Think about this for a moment, however, be prepared for this question, so you do have something to mention. It is very important to know and speak about what you learned from it, and how you are a better product manager as a result.

How would you convince a customer to buy our product instead of a competitor’s?

You will need to demonstrate your marketing skills for this question. You must show that you understand the importance of branding.

Make sure you also understand the importance of goals, vision, milestones and the marketing department. Remember that everything revolves around sales.

When discussing branding, try to convey that a product should be the reflection of a company’s values. You’ll need to know what the company’s values are, and how the product fits those values.

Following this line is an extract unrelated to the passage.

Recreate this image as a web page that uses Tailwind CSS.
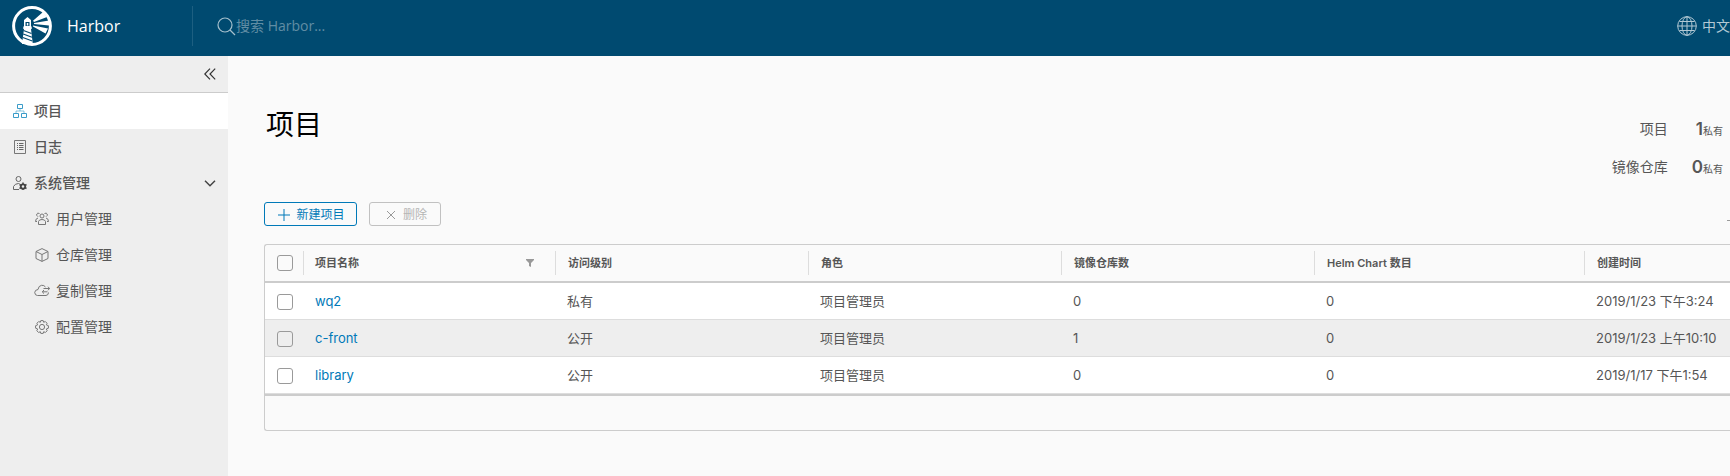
<!DOCTYPE html>
<html lang="zh-CN">
<head>
<meta charset="utf-8">
<title>Harbor</title>
<script src="https://cdn.jsdelivr.net/npm/@tailwindcss/browser@4"></script>
</head>
<body class="flex min-h-screen flex-col overflow-hidden bg-[#fafafa] font-['Inter','Noto_Sans_CJK_SC',sans-serif] text-[13px] text-[#565656]">
<header class="flex h-14 shrink-0 items-center bg-[#004a70] pb-1 font-['Open_Sans','Noto_Sans_CJK_SC',sans-serif]">
  <a href="#" class="flex w-48 shrink-0 items-center gap-[15px] pl-3 text-base text-white">
    <svg class="size-10" viewBox="0 0 40 40" aria-hidden="true">
      <circle cx="20" cy="20" r="18.400" fill="none" stroke="#fff" stroke-width="3"/>
      <path fill="#fff" d="M15.500 11l3.500 3v6.500h.7v2.500H19l1.800 15H10l2-15h-.7v-2.500h.7V14z"/>
      <path fill="#004a70" d="M13.500 16h4v4h-4z"/><path fill="#fff" d="M14.800 17h1.500v2.500h-1.500z"/>
      <path stroke="#004a70" stroke-width="1.200" d="M11.500 24.500l8 3M11.200 28l8.800 3.200M10.800 31.500l9.500 3.500"/>
      <path fill="#fff" d="M21 14.700L31 6l4 5-13 5zM22 17l15-2.500v5L22 18zM21 19.500l15 3-2.500 5L21 20.500z"/>
    </svg>
    <span>Harbor</span>
  </a>
  <label class="flex h-10 min-w-0 flex-1 items-center border-l border-[#1d5f81] pl-6">
    <svg class="size-[19px] shrink-0" viewBox="0 0 19 19" fill="none" stroke="#a5bfcc" stroke-width="1.200" aria-hidden="true"><circle cx="8" cy="8" r="7"/><path d="M13 13l5 5"/></svg>
    <input type="search" aria-label="搜索" placeholder="搜索 Harbor..." class="w-56 bg-transparent text-sm text-white outline-none placeholder:text-[#608da4]">
  </label>
  <button class="flex w-[53px] shrink-0 items-center gap-[5px] whitespace-nowrap text-sm text-[#b3c9d4]">
    <svg class="size-5 shrink-0" viewBox="0 0 20 20" fill="none" stroke="currentColor" aria-hidden="true"><circle cx="10" cy="10" r="9.300"/><ellipse cx="10" cy="10" rx="5" ry="9.300"/><path d="M10 .7v18.600M.7 10h18.600M2.500 5.500h15M2.500 14.500h15"/></svg>
    <span>中文简体</span>
  </button>
</header>
<div class="flex min-w-0 flex-1">
  <nav class="w-[228px] shrink-0 bg-[#eeeeee] text-sm">
    <div class="flex h-[37px] items-center justify-end border-b border-[#cccccc] pr-3">
      <button aria-label="收起"><svg class="size-3" viewBox="0 0 12 12" fill="none" stroke="#333" stroke-width="1.200"><path d="M6 .7L.8 6 6 11.300M11.200.7L6 6l5.200 5.300"/></svg></button>
    </div>
    <a href="#" class="flex h-9 items-center gap-[7px] bg-white pl-[13px] font-medium">
      <svg class="size-[14px]" viewBox="0 0 14 14" fill="none" stroke="#3b9cc9" aria-hidden="true"><path d="M4.500.5h5v4h-5zM.5 9.500h5v4h-5zM8.500 9.500h5v4h-5z"/><path d="M7 4.500V7M3 9.500V7h8v2.500" stroke-opacity=".6"/></svg>项目</a>
    <a href="#" class="flex h-9 items-center gap-[7px] pl-[13px] font-medium">
      <svg class="size-[14px]" viewBox="0 0 14 14" fill="none" stroke="#666" aria-hidden="true"><path d="M1.500.5h11v13h-11z" stroke="#777"/><path d="M4 3.500h1M6 3.500h4.500M4 5.500h1M6 5.500h4.500M4 7.500h1M6 7.500h4.500M4 9.500h1M6 9.500h4.500"/></svg>日志</a>
    <button class="flex h-9 w-full items-center gap-[7px] pr-3 pl-[13px] text-left font-medium">
      <svg class="size-[14px]" viewBox="0 0 14 14" fill="none" stroke="#666" aria-hidden="true"><circle cx="5.500" cy="3" r="2.500"/><path d="M6 13.500H.5v-3Q2 7.500 5.500 7.500l1 .1"/><circle cx="10" cy="10.500" r="2.200" stroke="#444" stroke-width="1.800"/><path d="M10 6.500v1.500M10 13v1M6.500 8.500l1.500.9M12 11.600l1.500.9M6.500 12.500l1.500-.9M12 9.400l1.500-.9" stroke="#444" stroke-width="1.500"/></svg>
      <span class="flex-1">系统管理</span>
      <svg class="h-[7px] w-3" viewBox="0 0 12 7" fill="none" stroke="#444" stroke-width="1.500" aria-hidden="true"><path d="M1 .8l5 5 5-5"/></svg>
    </button>
    <a href="#" class="flex h-9 items-center gap-[7px] pl-[35px]">
      <svg class="size-[14px]" viewBox="0 0 14 14" fill="none" stroke="#777" aria-hidden="true"><circle cx="7" cy="4" r="2"/><path d="M3.500 12.500v-3Q4 7.500 7 7.500t3.500 2v3zM4.500 1.500Q2.500.5 1.800 2T3 4.700M9.500 1.500Q11.500.5 12.200 2T11 4.700M3 6Q.5 6.500.5 9.500H2M11 6q2.500.5 2.500 3.500H12"/></svg>用户管理</a>
    <a href="#" class="flex h-9 items-center gap-[7px] pl-[35px]">
      <svg class="size-[14px]" viewBox="0 0 14 14" fill="none" stroke="#777" aria-hidden="true"><path d="M7 .6l6 2.900v7L7 13.400 1 10.500v-7zM1 3.500l6 3 6-3M7 6.500v6.900"/></svg>仓库管理</a>
    <a href="#" class="flex h-9 items-center gap-[6px] pl-[34px]">
      <svg class="h-[14px] w-4" viewBox="0 0 16 14" fill="none" stroke="#777" aria-hidden="true"><path d="M11.500 3Q10 1 7.500 1.300 4.500 1.800 4 5.500 1 5.700.7 8.500 1 11.500 3.500 11.500H12q2.500-.3 2.500-3M8.500 7.800h5M10 6L8.200 7.800 10 9.600M9.500 4.500h6M14 2.700l1.500 1.800L14 6.300"/></svg>复制管理</a>
    <a href="#" class="flex h-9 items-center gap-[7px] pl-[35px]">
      <svg class="size-[14px]" viewBox="0 0 14 14" fill="none" stroke="#777" stroke-linejoin="round" aria-hidden="true"><circle cx="7" cy="7" r="2.600"/><path d="M5.800.6h2.400l.5 1.700 1.600-.8 1.800 1.800-.8 1.500 2.100.9v2.500l-2.100.8.9 1.700-1.800 1.800-1.700-.8-.5 1.700H5.800l-.5-1.700-1.700.8-1.800-1.800.9-1.700-2.100-.8V5.700l2.100-.9-.8-1.500 1.800-1.800 1.600.8z"/></svg>配置管理</a>
  </nav>
  <main class="min-w-0 flex-1 overflow-hidden pl-9">
    <div class="flex h-[146px] justify-between pt-12">
      <h1 class="pl-[2px] text-[28px] leading-[42px] text-black">项目</h1>
      <dl class="grid auto-rows-[38px] grid-cols-[auto_auto] content-start items-center gap-x-6 pt-[6px] pr-[7px] text-right text-sm">
        <dt>项目</dt><dd class="text-[10px]"><b class="text-[17px] font-semibold">1</b>私有</dd>
        <dt>镜像仓库</dt><dd class="text-[10px]"><b class="text-[17px] font-semibold">0</b>私有</dd>
      </dl>
    </div>
    <div class="flex h-6 gap-3 text-xs">
      <button class="flex h-6 w-[93px] items-center justify-center gap-[6px] rounded-[3px] border border-[#0079b8] pt-[2px] pl-[2px] text-[#0079b8]"><svg class="size-3" viewBox="0 0 12 12" fill="none" stroke="currentColor" aria-hidden="true"><path d="M6 0v12M0 6h12"/></svg>新建项目</button>
      <button disabled class="flex h-6 w-[72px] items-center justify-center gap-[6px] rounded-[3px] border border-[#c1c1c1] pt-[2px] pl-[2px] text-[#b5b5b5]"><svg class="size-3" viewBox="0 0 12 12" fill="none" stroke="#999" aria-hidden="true"><path d="M2 2l8 8M10 2l-8 8"/></svg>删除</button>
      <input type="text" aria-label="过滤项目" class="ml-auto h-[19px] w-[3px] border-b border-[#9a9a9a] bg-transparent">
    </div>
    <div class="mt-[18px] rounded-l-[3px] border border-r-0 border-[#cccccc]">
      <table class="w-full table-fixed border-separate border-spacing-0 whitespace-nowrap text-left">
        <colgroup><col class="w-[38px]"><col class="w-[252px]"><col class="w-[253px]"><col class="w-[253px]"><col class="w-[253px]"><col class="w-[270px]"><col></colgroup>
        <thead class="text-[11px] leading-6">
          <tr class="h-[38px]">
            <th class="border-b-2 border-[#cccccc] p-0 pl-3"><input type="checkbox" aria-label="全选" class="block size-4 appearance-none rounded-[3px] border border-[#9a9a9a]"></th>
            <th class="border-b-2 border-[#cccccc] p-0 font-semibold"><div class="flex items-center justify-between border-l border-[#dddddd] pr-[21px] pl-[11px]">项目名称<button aria-label="筛选"><svg class="size-2" viewBox="0 0 8 8" fill="#999"><path d="M0 0h8v1L5 4v4L3 7V4L0 1z"/></svg></button></div></th>
            <th class="border-b-2 border-[#cccccc] p-0 font-semibold"><div class="border-l border-[#dddddd] pl-3">访问级别</div></th>
            <th class="border-b-2 border-[#cccccc] p-0 font-semibold"><div class="border-l border-[#dddddd] pl-3">角色</div></th>
            <th class="border-b-2 border-[#cccccc] p-0 font-semibold"><div class="border-l border-[#dddddd] pl-3">镜像仓库数</div></th>
            <th class="border-b-2 border-[#cccccc] p-0 font-semibold"><div class="border-l border-[#dddddd] pl-3">Helm Chart 数目</div></th>
            <th class="border-b-2 border-[#cccccc] p-0 font-semibold"><div class="border-l border-[#dddddd] pl-3">创建时间</div></th>
          </tr>
        </thead>
        <tbody class="[&_td]:border-b [&_td]:border-[#dddddd] [&_td]:pt-[2px] [&_td]:pl-3 [&_a]:text-[#0079b8]">
          <tr class="h-[37px] bg-white"><td><input type="checkbox" aria-label="wq2" class="block size-4 appearance-none rounded-[3px] border border-[#9a9a9a]"></td><td><a href="#">wq2</a></td><td>私有</td><td>项目管理员</td><td>0</td><td>0</td><td>2019/1/23 下午3:24</td></tr>
          <tr class="h-[37px] bg-[#eeeeee]"><td><input type="checkbox" aria-label="c-front" class="block size-4 appearance-none rounded-[3px] border border-[#9a9a9a]"></td><td><a href="#">c-front</a></td><td>公开</td><td>项目管理员</td><td>1</td><td>0</td><td>2019/1/23 上午10:10</td></tr>
          <tr class="h-[37px] bg-white"><td><input type="checkbox" aria-label="library" class="block size-4 appearance-none rounded-[3px] border border-[#9a9a9a]"></td><td><a href="#">library</a></td><td>公开</td><td>项目管理员</td><td>0</td><td>0</td><td>2019/1/17 下午1:54</td></tr>
        </tbody>
      </table>
      <div class="h-9 border-t-2 border-[#cccccc]"></div>
    </div>
  </main>
</div>
</body>
</html>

Product pricing is not the only factor. The product should be valuable to the customer and encourage loyalty, so branding is crucial, and you should be able to specifically discuss its importance.

A solid answer to this question would be that you understand the importance of designing products that feel and show the values of a company, and that they are an extension of those values.

Ending thoughts on these product manager interview questions

Knowing the product manager interview questions can increase your chances of landing the position. The interview is one of the last steps of joining the company. You’ve done well to come this far, now make sure you cross that final line.

Remember that no two interviews are the same, and it is not guaranteed that these questions will always appear in interviews. However, you can expect something similar as these types of questions will reveal whether you are the right person for the job.

Some other tips to increase your chances of acing the interview include: be clear with your answers. Display creative problem-solving skills, research strategies, and willingness to collaborate with other people.